You want to give your child an advantage in life by ensuring that they have a unique name. You want them to stand out from the masses a bit, no “Tom”, “Dick”, or “Harry” here for you.
But with every other enterprising parent also figuring out that they want the same thing for THEIR child, what are you to do?
You do what everyone does – they turn to their favorite books to see if there’s a name in there that could be worthwhile.
Yes, that’s why there’s going to be a run of girls named Bella in the coming years, but your favorite book is something a bit more, Middle-Earthy.
You want to NAME YOUR CHILD AFTER AN ELF.
Or, at the very least, give your child an Elvish name. (Or is it an Elven name? Elf grammar isn’t Web Watch’s strong suit. You get the idea, though, right?)
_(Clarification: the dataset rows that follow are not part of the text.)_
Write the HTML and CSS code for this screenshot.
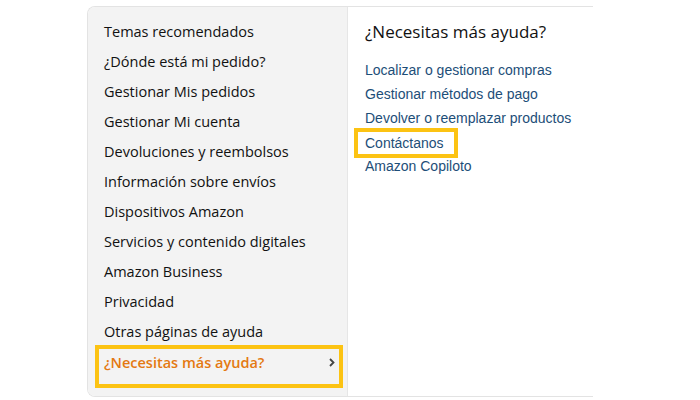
FILE: index.html
```html
<!DOCTYPE html>
<html lang="es">
<head>
  <meta charset="UTF-8" />
  <meta name="viewport" content="width=device-width, initial-scale=1" />
  <title>Ayuda</title>
  <link rel="stylesheet" href="styles.css">
</head>
<body>
  <div class="help-box">
    <ul class="topics">
      <li>Temas recomendados</li>
      <li>¿Dónde está mi pedido?</li>
      <li>Gestionar Mis pedidos</li>
      <li>Gestionar Mi cuenta</li>
      <li>Devoluciones y reembolsos</li>
      <li>Información sobre envíos</li>
      <li>Dispositivos Amazon</li>
      <li>Servicios y contenido digitales</li>
      <li>Amazon Business</li>
      <li>Privacidad</li>
      <li>Otras páginas de ayuda</li>
      <li class="more">
        <span>¿Necesitas más ayuda?</span>
        <svg class="chevron" width="6" height="9" viewBox="0 0 6 9">
          <path d="M1 1 L4.5 4.5 L1 8" fill="none" stroke="#444" stroke-width="1.8"/>
        </svg>
      </li>
    </ul>
    <div class="detail">
      <h2>¿Necesitas más ayuda?</h2>
      <ul class="links">
        <li><a href="#">Localizar o gestionar compras</a></li>
        <li><a href="#">Gestionar métodos de pago</a></li>
        <li><a href="#">Devolver o reemplazar productos</a></li>
        <li><a href="#" class="mark">Contáctanos</a></li>
        <li><a href="#">Amazon Copiloto</a></li>
      </ul>
    </div>
  </div>
</body>
</html>
```

FILE: styles.css
```css
body {
  margin: 0;
  background: #fff;
  color: #111;
  font-family: 'Open Sans', sans-serif;
}

.help-box {
  display: flex;
  margin: 6px 0 0 87px;
  width: 505px;
  height: 389px;
  border: 1px solid #e3e3e3;
  border-right: none;
  border-radius: 8px 0 0 8px;
  overflow: hidden;
}

.topics {
  list-style: none;
  margin: 0;
  padding: 10px 0 0;
  width: 260px;
  background: #f3f3f3;
  border-right: 1px solid #e6e6e6;
  box-sizing: border-box;
}

.topics li {
  height: 30px;
  line-height: 30px;
  padding-left: 16px;
  font-size: 14.5px;
  color: #111;
}

.topics .more {
  display: flex;
  justify-content: space-between;
  align-items: center;
  box-sizing: border-box;
  margin: -2px 4px 0 7px;
  padding: 0 4px 8px 5px;
  height: 43px;
  border: 4px solid #fcc313;
  font-weight: 600;
  color: #e47911;
}

.detail {
  padding: 13px 0 0 17px;
}

.detail h2 {
  margin: 0 0 14px;
  font-size: 17px;
  font-weight: 400;
  color: #111;
}

.links {
  list-style: none;
  margin: 0;
  padding: 0;
}

.links li {
  height: 24px;
  line-height: 24px;
}

.links a {
  font-family: 'Liberation Sans', Arial, sans-serif;
  font-size: 14px;
  color: #1d4e78;
  text-decoration: none;
}

.links a.mark {
  display: inline-block;
  position: relative;
  top: -1px;
  left: -11px;
  margin-right: -11px;
  padding: 0 10px 0 7px;
  line-height: 22px;
  border: 4px solid #fcc313;
}
```
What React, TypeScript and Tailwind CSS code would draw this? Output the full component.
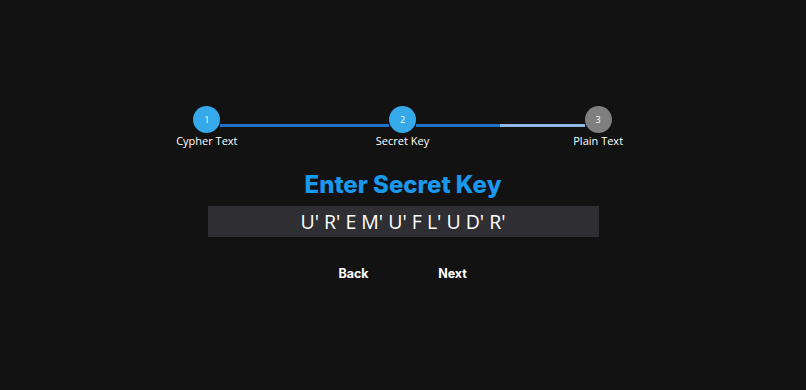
import React from "react";

const font = { fontFamily: '"Open Sans", "Noto Sans", sans-serif' };

function Step({ n, label, left, right, active }: { n: number; label: string; left: string; right: string; active: boolean }) {
  return (
    <div className="flex flex-col items-center">
      <div className="flex w-full">
        <div className={`flex-1 h-[3px] mt-[18px] ${left}`} />
        <div
          className={`w-[27px] h-[27px] rounded-full flex items-center justify-center text-[9px] text-white ${active ? "bg-[#36a9ea]" : "bg-[#7f7f7f]"}`}
        >
          {n}
        </div>
        <div className={`flex-1 h-[3px] mt-[18px] ${right}`} />
      </div>
      <div className="text-[11px] leading-[15px] text-white">{label}</div>
    </div>
  );
}

export default function App() {
  return (
    <div className="w-full h-[390px] bg-[#121212] overflow-hidden" style={font}>
      <div className="pt-[106px] flex flex-col items-center">
        <div className="grid grid-cols-3 w-[587px] ml-[-1px]">
          <Step n={1} label="Cypher Text" left="bg-transparent" right="bg-[#1f72c4]" active />
          <Step n={2} label="Secret Key" left="bg-[#1f72c4]" right="bg-[#1f72c4]" active />
          <Step n={3} label="Plain Text" left="bg-[#8fb8e4]" right="bg-transparent" active={false} />
        </div>
        <h1
          className="mt-[23px] text-[24px] leading-[28px] font-extrabold text-[#1a98ec]"
          style={{ fontFamily: 'Inter, "Noto Sans", sans-serif' }}
        >
          Enter Secret Key
        </h1>
        <div className="mt-[7px] w-[391px] h-[31px] bg-[#2f2f33] flex items-center justify-center text-[19.5px] text-white">
          U' R' E M' U' F L' U D' R'
        </div>
        <div className="mt-[21px] flex gap-[35px]">
          <button
            className="w-[64px] py-[6px] text-[12.5px] leading-[20px] font-bold text-white"
            style={{ fontFamily: 'Inter, "Noto Sans", sans-serif' }}
          >
            Back
          </button>
          <button
            className="w-[64px] py-[6px] text-[12.5px] leading-[20px] font-bold text-white"
            style={{ fontFamily: 'Inter, "Noto Sans", sans-serif' }}
          >
            Next
          </button>
        </div>
      </div>
    </div>
  );
}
But even if The Hobbit isn’t your favorite book and you choose not to go down an Elf path in naming your child using any of the Elven examples provided on the linked page above, there are still some good suggestions that you should follow if you choose to give your child a uniquely spelled or unique-sounding name:
- You better be doing it for a good reason. Be prepared to discuss that.
- Make sure the name is pronounceable without embarassing someone – like their first teacher – who has to struggle with the name upon first sight. Give it the Rod Roddy test: how would it sound being said on THE PRICE IS RIGHT? If the game show announcer can’t figure it out, maybe you’re heading down the wrong path.
- Don’t use a famous character from literature if that character has a reputation that could be mocked incessently on the schoolyard.
Some of the Elf names that are suggested that Web Watch thinks could work for some forward-thinking parents include: Nessa, Baron, Lia, and Teren.
See? Even Elf names can look cool and meet all those above points.